### [Directive]
Restate the listing below word for word, omitting any images.

### [Dataset content]

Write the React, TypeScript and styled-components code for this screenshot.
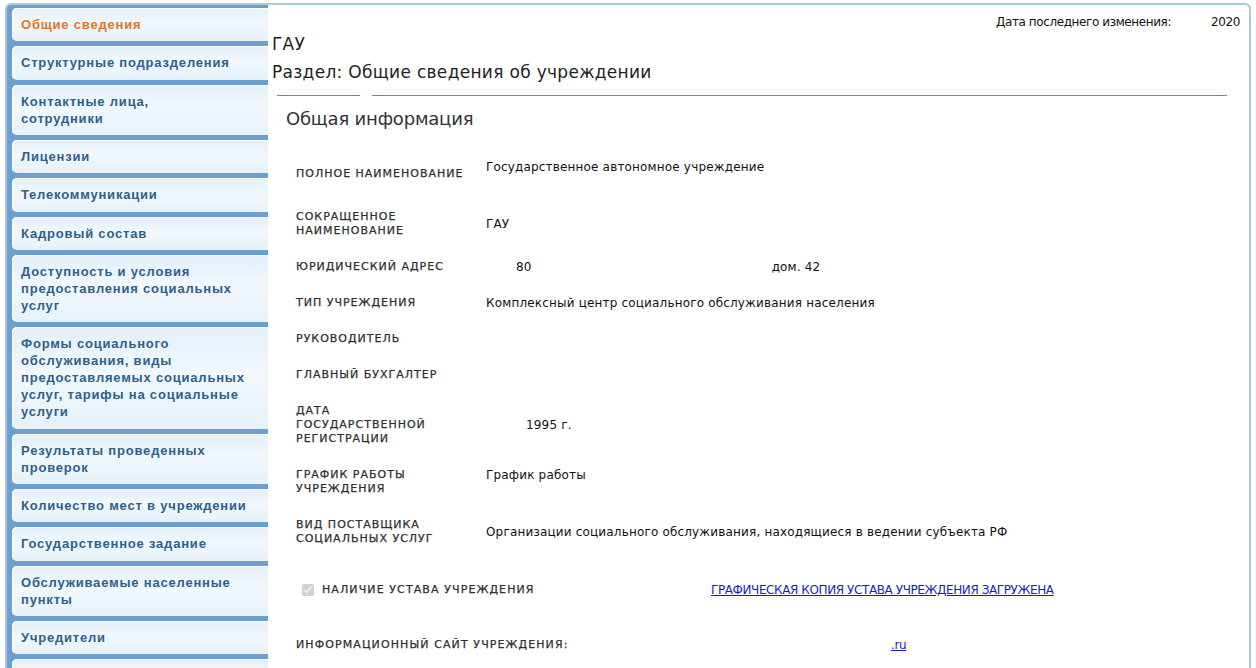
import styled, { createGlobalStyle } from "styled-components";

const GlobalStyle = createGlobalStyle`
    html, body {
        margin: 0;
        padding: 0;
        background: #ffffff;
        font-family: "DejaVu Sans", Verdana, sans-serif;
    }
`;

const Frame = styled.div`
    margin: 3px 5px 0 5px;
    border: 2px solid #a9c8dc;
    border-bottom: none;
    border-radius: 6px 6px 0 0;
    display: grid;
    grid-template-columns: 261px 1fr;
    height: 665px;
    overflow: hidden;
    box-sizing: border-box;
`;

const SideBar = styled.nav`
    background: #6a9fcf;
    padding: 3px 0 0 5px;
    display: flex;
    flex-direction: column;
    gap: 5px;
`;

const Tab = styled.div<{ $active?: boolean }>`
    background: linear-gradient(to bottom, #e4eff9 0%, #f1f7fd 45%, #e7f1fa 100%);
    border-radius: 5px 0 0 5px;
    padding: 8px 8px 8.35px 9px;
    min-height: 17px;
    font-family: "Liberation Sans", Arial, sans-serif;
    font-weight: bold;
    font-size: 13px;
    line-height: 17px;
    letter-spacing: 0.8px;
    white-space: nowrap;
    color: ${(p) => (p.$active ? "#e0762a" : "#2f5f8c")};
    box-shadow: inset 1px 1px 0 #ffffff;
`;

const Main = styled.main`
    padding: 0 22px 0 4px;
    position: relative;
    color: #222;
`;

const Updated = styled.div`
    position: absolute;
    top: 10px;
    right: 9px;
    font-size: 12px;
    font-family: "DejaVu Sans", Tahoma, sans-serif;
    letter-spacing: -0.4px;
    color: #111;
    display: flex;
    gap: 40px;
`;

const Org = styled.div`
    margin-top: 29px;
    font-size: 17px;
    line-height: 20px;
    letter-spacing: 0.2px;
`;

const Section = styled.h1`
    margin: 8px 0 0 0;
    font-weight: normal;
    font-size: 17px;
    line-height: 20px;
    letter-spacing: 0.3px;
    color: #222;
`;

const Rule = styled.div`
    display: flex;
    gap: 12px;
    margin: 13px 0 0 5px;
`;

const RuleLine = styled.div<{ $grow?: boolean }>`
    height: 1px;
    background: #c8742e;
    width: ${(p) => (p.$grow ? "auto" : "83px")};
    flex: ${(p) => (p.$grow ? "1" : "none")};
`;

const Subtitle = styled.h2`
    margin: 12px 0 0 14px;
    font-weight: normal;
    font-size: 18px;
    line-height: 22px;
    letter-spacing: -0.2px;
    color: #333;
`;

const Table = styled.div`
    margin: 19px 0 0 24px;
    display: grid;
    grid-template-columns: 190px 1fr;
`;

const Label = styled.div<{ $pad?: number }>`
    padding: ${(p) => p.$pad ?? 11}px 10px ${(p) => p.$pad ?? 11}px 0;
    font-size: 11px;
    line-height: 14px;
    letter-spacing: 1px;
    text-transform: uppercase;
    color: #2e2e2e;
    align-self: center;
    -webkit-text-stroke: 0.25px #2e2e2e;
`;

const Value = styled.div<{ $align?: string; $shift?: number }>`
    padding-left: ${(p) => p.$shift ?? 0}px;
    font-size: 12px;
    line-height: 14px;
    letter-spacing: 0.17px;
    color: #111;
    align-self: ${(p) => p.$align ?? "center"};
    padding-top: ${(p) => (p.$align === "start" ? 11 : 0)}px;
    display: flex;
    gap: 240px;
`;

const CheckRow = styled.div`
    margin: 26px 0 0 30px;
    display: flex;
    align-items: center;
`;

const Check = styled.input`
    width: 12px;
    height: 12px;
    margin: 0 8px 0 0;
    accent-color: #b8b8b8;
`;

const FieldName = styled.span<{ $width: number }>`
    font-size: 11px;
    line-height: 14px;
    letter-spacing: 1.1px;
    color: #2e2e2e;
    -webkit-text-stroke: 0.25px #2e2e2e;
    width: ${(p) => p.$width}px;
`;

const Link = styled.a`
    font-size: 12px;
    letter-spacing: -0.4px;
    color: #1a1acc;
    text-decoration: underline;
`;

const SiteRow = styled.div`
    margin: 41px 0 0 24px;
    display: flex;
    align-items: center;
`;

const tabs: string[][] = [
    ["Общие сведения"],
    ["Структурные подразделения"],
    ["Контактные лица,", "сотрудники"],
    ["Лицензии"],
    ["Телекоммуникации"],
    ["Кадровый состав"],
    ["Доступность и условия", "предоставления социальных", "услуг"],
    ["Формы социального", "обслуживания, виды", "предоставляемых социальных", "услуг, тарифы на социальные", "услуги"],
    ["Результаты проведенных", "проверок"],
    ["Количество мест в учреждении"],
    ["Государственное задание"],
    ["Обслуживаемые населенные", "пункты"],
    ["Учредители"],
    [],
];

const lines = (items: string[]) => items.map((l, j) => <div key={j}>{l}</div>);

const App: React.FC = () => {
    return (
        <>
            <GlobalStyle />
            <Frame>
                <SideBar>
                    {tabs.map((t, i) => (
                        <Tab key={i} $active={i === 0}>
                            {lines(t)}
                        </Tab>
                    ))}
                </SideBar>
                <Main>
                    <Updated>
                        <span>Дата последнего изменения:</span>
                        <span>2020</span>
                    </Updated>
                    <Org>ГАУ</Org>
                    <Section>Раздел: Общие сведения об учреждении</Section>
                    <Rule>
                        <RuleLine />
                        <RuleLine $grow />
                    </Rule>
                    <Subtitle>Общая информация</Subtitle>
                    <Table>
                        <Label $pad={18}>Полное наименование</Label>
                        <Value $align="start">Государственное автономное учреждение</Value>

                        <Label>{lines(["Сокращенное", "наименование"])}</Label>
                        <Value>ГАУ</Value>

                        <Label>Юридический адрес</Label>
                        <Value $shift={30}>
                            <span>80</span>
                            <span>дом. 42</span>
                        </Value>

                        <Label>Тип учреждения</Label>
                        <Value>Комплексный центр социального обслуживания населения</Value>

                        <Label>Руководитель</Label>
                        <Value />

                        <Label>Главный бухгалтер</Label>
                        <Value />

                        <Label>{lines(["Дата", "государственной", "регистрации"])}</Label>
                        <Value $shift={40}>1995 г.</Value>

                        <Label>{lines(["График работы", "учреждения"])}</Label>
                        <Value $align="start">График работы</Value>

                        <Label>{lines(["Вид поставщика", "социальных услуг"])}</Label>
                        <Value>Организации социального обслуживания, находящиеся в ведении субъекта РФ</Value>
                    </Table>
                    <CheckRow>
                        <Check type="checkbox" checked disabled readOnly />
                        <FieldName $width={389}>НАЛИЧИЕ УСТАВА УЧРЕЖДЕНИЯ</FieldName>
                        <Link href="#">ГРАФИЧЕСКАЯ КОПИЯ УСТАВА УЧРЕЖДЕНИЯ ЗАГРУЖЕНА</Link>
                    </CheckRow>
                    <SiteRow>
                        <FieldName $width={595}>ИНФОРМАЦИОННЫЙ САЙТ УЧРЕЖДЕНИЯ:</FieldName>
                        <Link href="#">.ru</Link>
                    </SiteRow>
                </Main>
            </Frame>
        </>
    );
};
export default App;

### [Written solution]
Write the React, TypeScript and styled-components code for this screenshot.
import styled, { createGlobalStyle } from "styled-components";

const GlobalStyle = createGlobalStyle`
    html, body {
        margin: 0;
        padding: 0;
        background: #ffffff;
        font-family: "DejaVu Sans", Verdana, sans-serif;
    }
`;

const Frame = styled.div`
    margin: 3px 5px 0 5px;
    border: 2px solid #a9c8dc;
    border-bottom: none;
    border-radius: 6px 6px 0 0;
    display: grid;
    grid-template-columns: 261px 1fr;
    height: 665px;
    overflow: hidden;
    box-sizing: border-box;
`;

const SideBar = styled.nav`
    background: #6a9fcf;
    padding: 3px 0 0 5px;
    display: flex;
    flex-direction: column;
    gap: 5px;
`;

const Tab = styled.div<{ $active?: boolean }>`
    background: linear-gradient(to bottom, #e4eff9 0%, #f1f7fd 45%, #e7f1fa 100%);
    border-radius: 5px 0 0 5px;
    padding: 8px 8px 8.35px 9px;
    min-height: 17px;
    font-family: "Liberation Sans", Arial, sans-serif;
    font-weight: bold;
    font-size: 13px;
    line-height: 17px;
    letter-spacing: 0.8px;
    white-space: nowrap;
    color: ${(p) => (p.$active ? "#e0762a" : "#2f5f8c")};
    box-shadow: inset 1px 1px 0 #ffffff;
`;

const Main = styled.main`
    padding: 0 22px 0 4px;
    position: relative;
    color: #222;
`;

const Updated = styled.div`
    position: absolute;
    top: 10px;
    right: 9px;
    font-size: 12px;
    font-family: "DejaVu Sans", Tahoma, sans-serif;
    letter-spacing: -0.4px;
    color: #111;
    display: flex;
    gap: 40px;
`;

const Org = styled.div`
    margin-top: 29px;
    font-size: 17px;
    line-height: 20px;
    letter-spacing: 0.2px;
`;

const Section = styled.h1`
    margin: 8px 0 0 0;
    font-weight: normal;
    font-size: 17px;
    line-height: 20px;
    letter-spacing: 0.3px;
    color: #222;
`;

const Rule = styled.div`
    display: flex;
    gap: 12px;
    margin: 13px 0 0 5px;
`;

const RuleLine = styled.div<{ $grow?: boolean }>`
    height: 1px;
    background: #c8742e;
    width: ${(p) => (p.$grow ? "auto" : "83px")};
    flex: ${(p) => (p.$grow ? "1" : "none")};
`;

const Subtitle = styled.h2`
    margin: 12px 0 0 14px;
    font-weight: normal;
    font-size: 18px;
    line-height: 22px;
    letter-spacing: -0.2px;
    color: #333;
`;

const Table = styled.div`
    margin: 19px 0 0 24px;
    display: grid;
    grid-template-columns: 190px 1fr;
`;

const Label = styled.div<{ $pad?: number }>`
    padding: ${(p) => p.$pad ?? 11}px 10px ${(p) => p.$pad ?? 11}px 0;
    font-size: 11px;
    line-height: 14px;
    letter-spacing: 1px;
    text-transform: uppercase;
    color: #2e2e2e;
    align-self: center;
    -webkit-text-stroke: 0.25px #2e2e2e;
`;

const Value = styled.div<{ $align?: string; $shift?: number }>`
    padding-left: ${(p) => p.$shift ?? 0}px;
    font-size: 12px;
    line-height: 14px;
    letter-spacing: 0.17px;
    color: #111;
    align-self: ${(p) => p.$align ?? "center"};
    padding-top: ${(p) => (p.$align === "start" ? 11 : 0)}px;
    display: flex;
    gap: 240px;
`;

const CheckRow = styled.div`
    margin: 26px 0 0 30px;
    display: flex;
    align-items: center;
`;

const Check = styled.input`
    width: 12px;
    height: 12px;
    margin: 0 8px 0 0;
    accent-color: #b8b8b8;
`;

const FieldName = styled.span<{ $width: number }>`
    font-size: 11px;
    line-height: 14px;
    letter-spacing: 1.1px;
    color: #2e2e2e;
    -webkit-text-stroke: 0.25px #2e2e2e;
    width: ${(p) => p.$width}px;
`;

const Link = styled.a`
    font-size: 12px;
    letter-spacing: -0.4px;
    color: #1a1acc;
    text-decoration: underline;
`;

const SiteRow = styled.div`
    margin: 41px 0 0 24px;
    display: flex;
    align-items: center;
`;

const tabs: string[][] = [
    ["Общие сведения"],
    ["Структурные подразделения"],
    ["Контактные лица,", "сотрудники"],
    ["Лицензии"],
    ["Телекоммуникации"],
    ["Кадровый состав"],
    ["Доступность и условия", "предоставления социальных", "услуг"],
    ["Формы социального", "обслуживания, виды", "предоставляемых социальных", "услуг, тарифы на социальные", "услуги"],
    ["Результаты проведенных", "проверок"],
    ["Количество мест в учреждении"],
    ["Государственное задание"],
    ["Обслуживаемые населенные", "пункты"],
    ["Учредители"],
    [],
];

const lines = (items: string[]) => items.map((l, j) => <div key={j}>{l}</div>);

const App: React.FC = () => {
    return (
        <>
            <GlobalStyle />
            <Frame>
                <SideBar>
                    {tabs.map((t, i) => (
                        <Tab key={i} $active={i === 0}>
                            {lines(t)}
                        </Tab>
                    ))}
                </SideBar>
                <Main>
                    <Updated>
                        <span>Дата последнего изменения:</span>
                        <span>2020</span>
                    </Updated>
                    <Org>ГАУ</Org>
                    <Section>Раздел: Общие сведения об учреждении</Section>
                    <Rule>
                        <RuleLine />
                        <RuleLine $grow />
                    </Rule>
                    <Subtitle>Общая информация</Subtitle>
                    <Table>
                        <Label $pad={18}>Полное наименование</Label>
                        <Value $align="start">Государственное автономное учреждение</Value>

                        <Label>{lines(["Сокращенное", "наименование"])}</Label>
                        <Value>ГАУ</Value>

                        <Label>Юридический адрес</Label>
                        <Value $shift={30}>
                            <span>80</span>
                            <span>дом. 42</span>
                        </Value>

                        <Label>Тип учреждения</Label>
                        <Value>Комплексный центр социального обслуживания населения</Value>

                        <Label>Руководитель</Label>
                        <Value />

                        <Label>Главный бухгалтер</Label>
                        <Value />

                        <Label>{lines(["Дата", "государственной", "регистрации"])}</Label>
                        <Value $shift={40}>1995 г.</Value>

                        <Label>{lines(["График работы", "учреждения"])}</Label>
                        <Value $align="start">График работы</Value>

                        <Label>{lines(["Вид поставщика", "социальных услуг"])}</Label>
                        <Value>Организации социального обслуживания, находящиеся в ведении субъекта РФ</Value>
                    </Table>
                    <CheckRow>
                        <Check type="checkbox" checked disabled readOnly />
                        <FieldName $width={389}>НАЛИЧИЕ УСТАВА УЧРЕЖДЕНИЯ</FieldName>
                        <Link href="#">ГРАФИЧЕСКАЯ КОПИЯ УСТАВА УЧРЕЖДЕНИЯ ЗАГРУЖЕНА</Link>
                    </CheckRow>
                    <SiteRow>
                        <FieldName $width={595}>ИНФОРМАЦИОННЫЙ САЙТ УЧРЕЖДЕНИЯ:</FieldName>
                        <Link href="#">.ru</Link>
                    </SiteRow>
                </Main>
            </Frame>
        </>
    );
};
export default App;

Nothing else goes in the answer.